With FIFA, the writing was on the wall: repeated news articles regarding proven, and alleged, corruption by FIFA officials. If the bad press about members wasn’t true, then logic says they would have nothing to hide, and ignore it, as professionals. Instead FIFA have given more credence to the questioning light of the media, by turning their backs on it – and may well find it looking over their shoulder with more scrutiny in the future.
So as a Supplier expect there to be other factors not specified in the RFP. Usually it is the people side of it – good old fashioned ‘who knows who’.
Lessons for FIFA?
As an Englishman yes I am very disappointed the English bid was not chosen, but don’t believe I am being a sore loser. An objective assessment of the facts, if one was available, might show that the process wasn’t a nonsense from a Suppliers perspective – and the selection of Qatar for 2022 shouldn’t be a surprise from everyone elses.
Even Barack Obama has been left wondering how Qatar would be chosen over the US.

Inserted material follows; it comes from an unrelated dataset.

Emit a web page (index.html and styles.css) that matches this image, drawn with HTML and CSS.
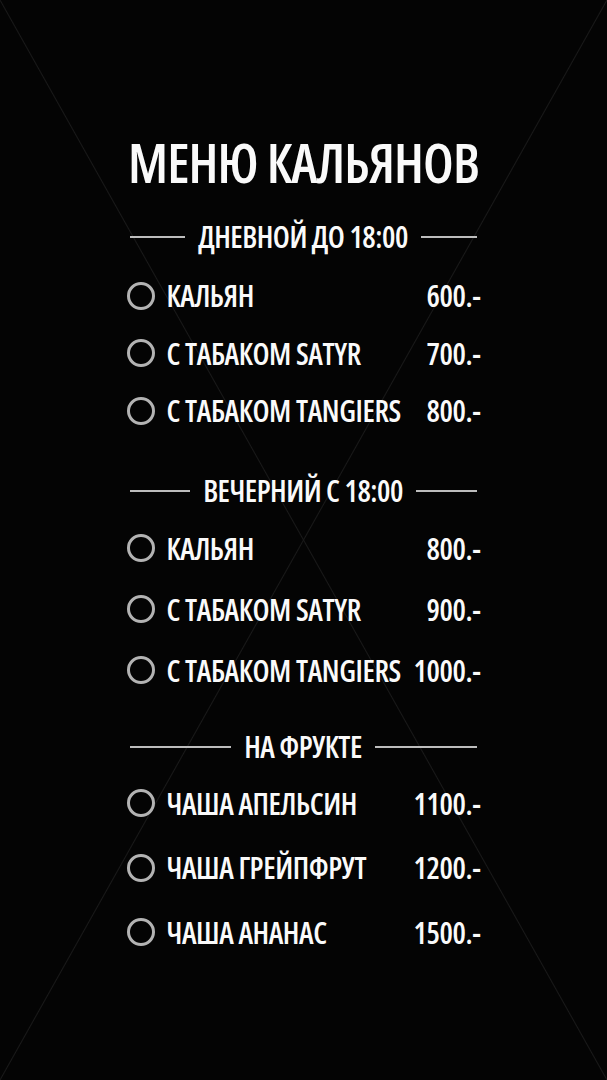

FIFA adopted an inefficient process, but it has to follow a RFP. Though, to then choose options of lower quality, because they think they are helping spread and grow the sport, is either visionary or inept. At best their decisions are charitable and not worried about commercial maximisation – well, of the sport at least. Both FIFA and RFPs will be here for a long time yet, but arm yourself with these lessons and know how to be the best of out them – well, at least RFPs.
The lessons here for those on both sides of an RFP are know (1) how the RFP can alter and determine what you get offered, (2) expect what the RFP can’t or doesn’t state, and (3) what you are getting yourself into, and whether you want to.
Be careful not to score any own goals.